=== What you will do ===
Only the lines from the start of the data below through the line that contains "const steps = [true, false, false, false, false, false, false];" are to be copied, exactly and without pictures.

=== Data segment ===
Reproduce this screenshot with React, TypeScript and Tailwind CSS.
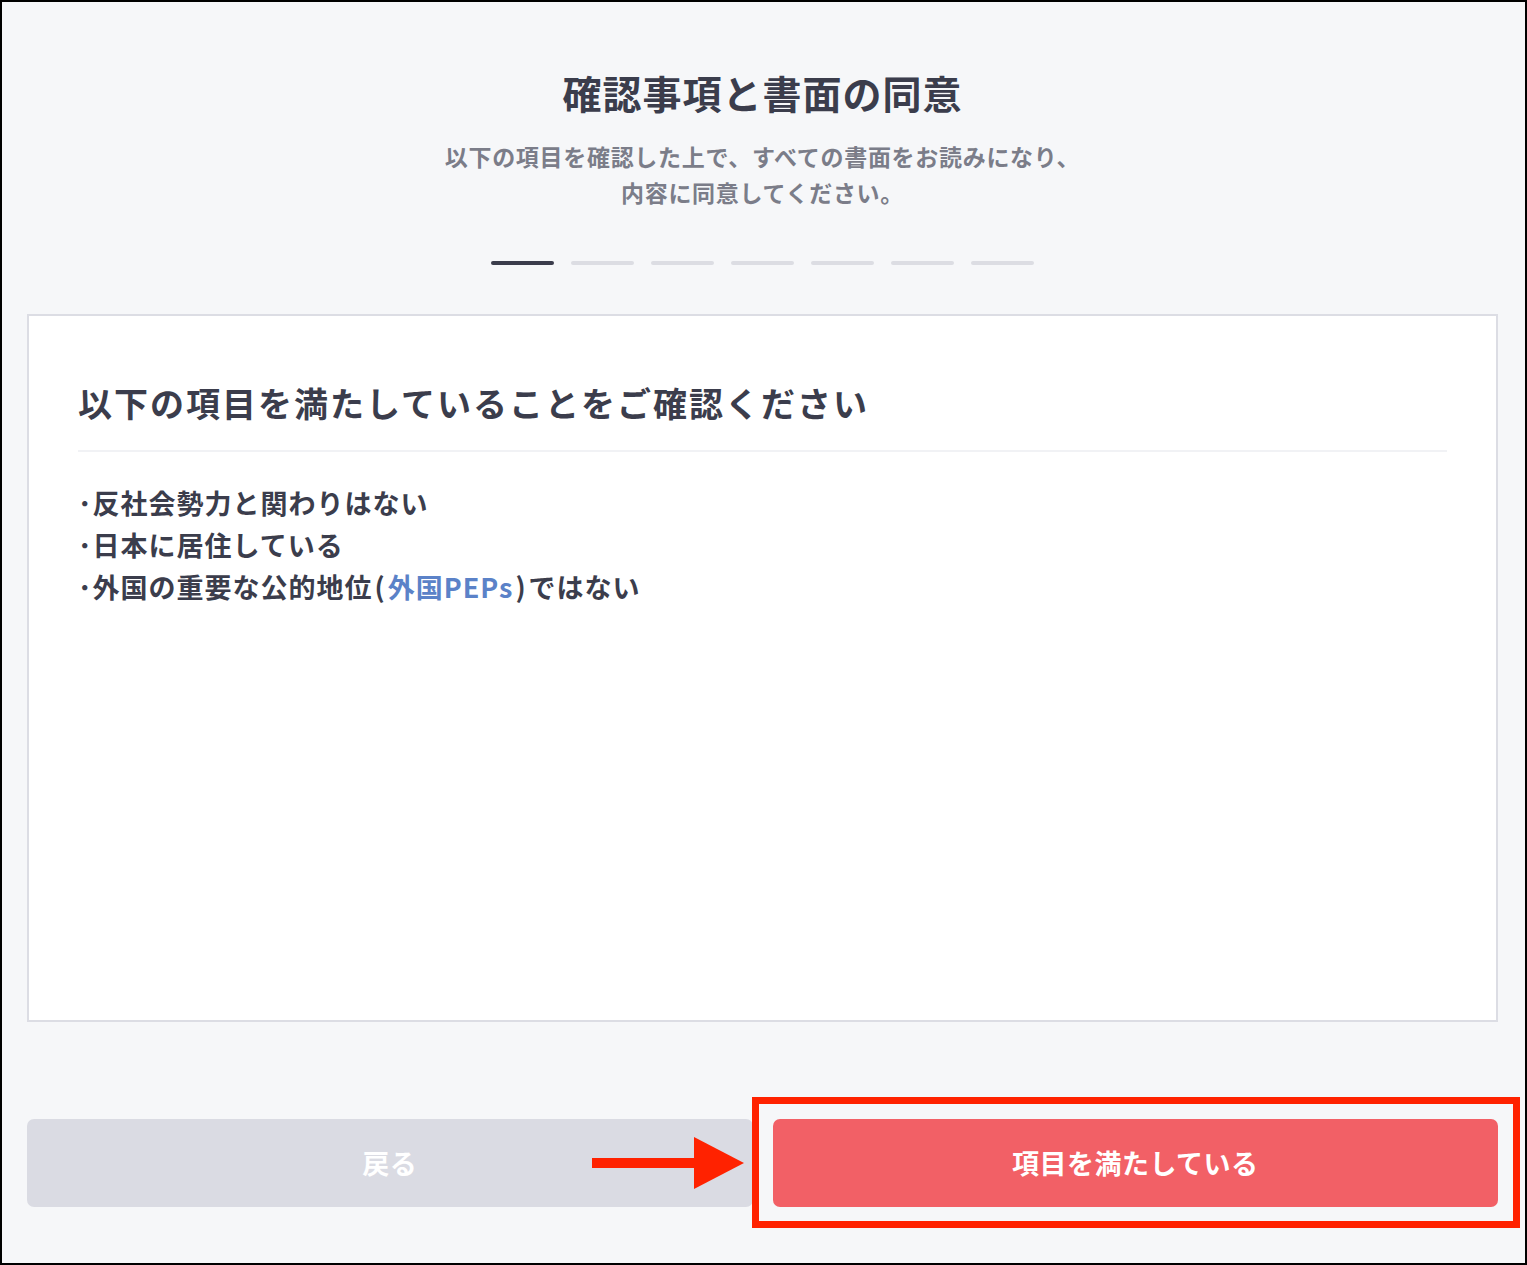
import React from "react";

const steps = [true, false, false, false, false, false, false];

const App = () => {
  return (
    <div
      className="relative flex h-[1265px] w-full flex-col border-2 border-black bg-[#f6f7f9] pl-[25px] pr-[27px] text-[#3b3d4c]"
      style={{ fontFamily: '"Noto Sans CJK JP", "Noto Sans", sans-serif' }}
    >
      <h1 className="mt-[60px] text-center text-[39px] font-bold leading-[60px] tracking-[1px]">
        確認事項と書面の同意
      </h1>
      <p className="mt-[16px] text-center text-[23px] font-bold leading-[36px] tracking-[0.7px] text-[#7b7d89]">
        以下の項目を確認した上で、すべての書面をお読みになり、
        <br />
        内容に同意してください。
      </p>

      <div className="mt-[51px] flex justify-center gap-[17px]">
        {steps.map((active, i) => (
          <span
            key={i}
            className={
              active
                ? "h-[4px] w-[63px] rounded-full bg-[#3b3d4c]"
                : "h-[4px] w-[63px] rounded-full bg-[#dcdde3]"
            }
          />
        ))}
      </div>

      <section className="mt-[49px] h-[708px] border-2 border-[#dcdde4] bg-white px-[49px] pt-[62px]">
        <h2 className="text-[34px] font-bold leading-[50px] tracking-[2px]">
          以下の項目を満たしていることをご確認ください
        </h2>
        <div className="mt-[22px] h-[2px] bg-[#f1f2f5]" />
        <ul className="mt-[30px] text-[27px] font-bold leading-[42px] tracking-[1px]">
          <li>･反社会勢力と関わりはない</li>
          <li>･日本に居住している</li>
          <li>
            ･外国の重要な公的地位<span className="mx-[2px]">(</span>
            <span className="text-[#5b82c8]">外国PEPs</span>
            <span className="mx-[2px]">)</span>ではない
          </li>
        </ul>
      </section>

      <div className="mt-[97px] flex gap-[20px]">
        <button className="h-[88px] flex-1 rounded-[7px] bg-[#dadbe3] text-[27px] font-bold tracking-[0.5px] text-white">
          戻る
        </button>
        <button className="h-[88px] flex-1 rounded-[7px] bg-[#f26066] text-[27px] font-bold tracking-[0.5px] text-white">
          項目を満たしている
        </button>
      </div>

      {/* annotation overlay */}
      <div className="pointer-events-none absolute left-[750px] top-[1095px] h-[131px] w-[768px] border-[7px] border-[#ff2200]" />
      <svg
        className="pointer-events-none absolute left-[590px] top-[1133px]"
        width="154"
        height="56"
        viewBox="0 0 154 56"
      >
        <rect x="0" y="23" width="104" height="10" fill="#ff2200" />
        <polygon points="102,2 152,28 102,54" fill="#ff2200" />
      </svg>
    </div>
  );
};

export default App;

=== Written answer ===
Reproduce this screenshot with React, TypeScript and Tailwind CSS.
import React from "react";

const steps = [true, false, false, false, false, false, false];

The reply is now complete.